At the same time, the rationale for annual publication of rankings can only be driven by commercial interests aiming to extend their publishing remit beyond their traditional customers. Similarly, Thomson Reuters’ Global Institutional Profiles project seeks to cleverly extend its market share of the rapidly-expanding and lucrative knowledge intelligence business. This involves universities freely supplying institutional data that is then monetized into various products. No one can begrudge commercial interests acting in their own self-interest. But governments are elected to represent the public interest.
Governments have responded to rankings in various ways. Many countries—as I’ve reported before—have used rankings to spearhead profound restructuring of their higher-education systems in the belief that the world-class research university represents the panacea for success in the global economy. France’s determination to establish its own “Ivy League” is the latest in a long line of policy maneuvers that are choosing to reward the achievements of elites and flagship institutions rather than improve the capacity and quality of the whole system.
There has also been a proliferation of national rankings, with many countries using rankings to assess and differentiate its higher education system—often with the help of the ranking organizations themselves. Southeast Europe and African nations have used rankings as a guide for investment levels and to set threshold standards. Arab countries have sought to establish a counter-ranking to better represent its unique educational perspective and purpose. The European Union (EU) has done likewise.
Angered by the way global rankings have ignored the diversity of institutions, downgraded teaching, and underestimated Europe’s research, the EU has sponsored the development of U-Multirank as the alternative global ranking. Addressing many criticisms of rankings, it uses techniques developed by the Centre for Higher Education (CHE) in Germany for the latter’s own ranking. Thus, U-Multirank is user-driven, multidimensional, multilevel and peer-group comparable. It calls itself a ranking, but proposes to band institutions rather than produce a league table.
The feasibility stage has just been completed, and the EU has sufficient confidence in U-Multirank that its latest communication last month, entitled “Supporting growth and jobs—an agenda for the modernization of Europe’s higher education system,” has announced Phase II with a launch sometime in 2013. Their objectives are both ambitious and laudable.

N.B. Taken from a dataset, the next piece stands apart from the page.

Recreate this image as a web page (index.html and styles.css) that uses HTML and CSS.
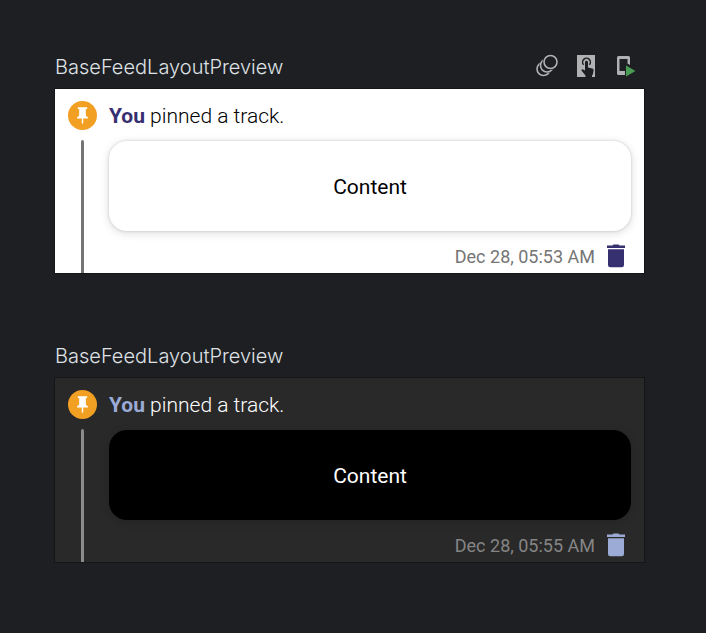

But, as with any new initiative, there are teething problems, inter alia: 1) Despite going beyond existing rankings, the choice of indicators remains problematic, and the absence of meaningful internationally comparative data means it suffers from many of the same problems afflicting other rankings; 2) U-Multirank aims to overcome the problem of measuring teaching quality/student performance by including data from the OECD Assessment of Higher Education Learning Outcomes (AHELO) project, which seeks to evaluate “what students in higher education know and can do upon graduation"; that project is also in early stage of development; and 3) The feasibility stage failed to garner sufficient global recognition, and for the moment, it is primarily a European instrument.
These challenges indicate that in the short or medium term, U-Multirank will be unable to counter the influence of global rankings.
It is, therefore, time for international organizations to take a stand—because I don’t believe individual countries or institutions can act unilaterally. Admittedly, governments have been at fault for failing to exercise the same due diligence they require of any other significant investment. But, realigning policies to conform to indicators, produced by others for commercial or other reasons, represents an abdication of national sovereignty.
- International organizations, such as UNESCO, OECD, World Bank, and EU, should come together to Say No to Rankings as the basis for policy making, and caution stakeholders accordingly. In the same way that governments issue “health warnings” against (for example) cigarettes, an unequivocal public campaign should be waged pointing out to governments the dangers of using rankings for such purposes.
- The EU should make an equally bold statement and reframe U-Multirank as a Benchmarking Tool. In this way, it will be formalizing its purpose as a tool to “help students make informed choices” and “support policy makers in their strategic choices.” This would be a shrewd move enabling the EU to retake the political advantage.
Rankings have helped catapult higher-education up the policy agenda. But, using them as the basis for decision making, at the national or institutional level, is leading to perverse and unintended consequences, with long-term implications for society. The time has now come for leadership.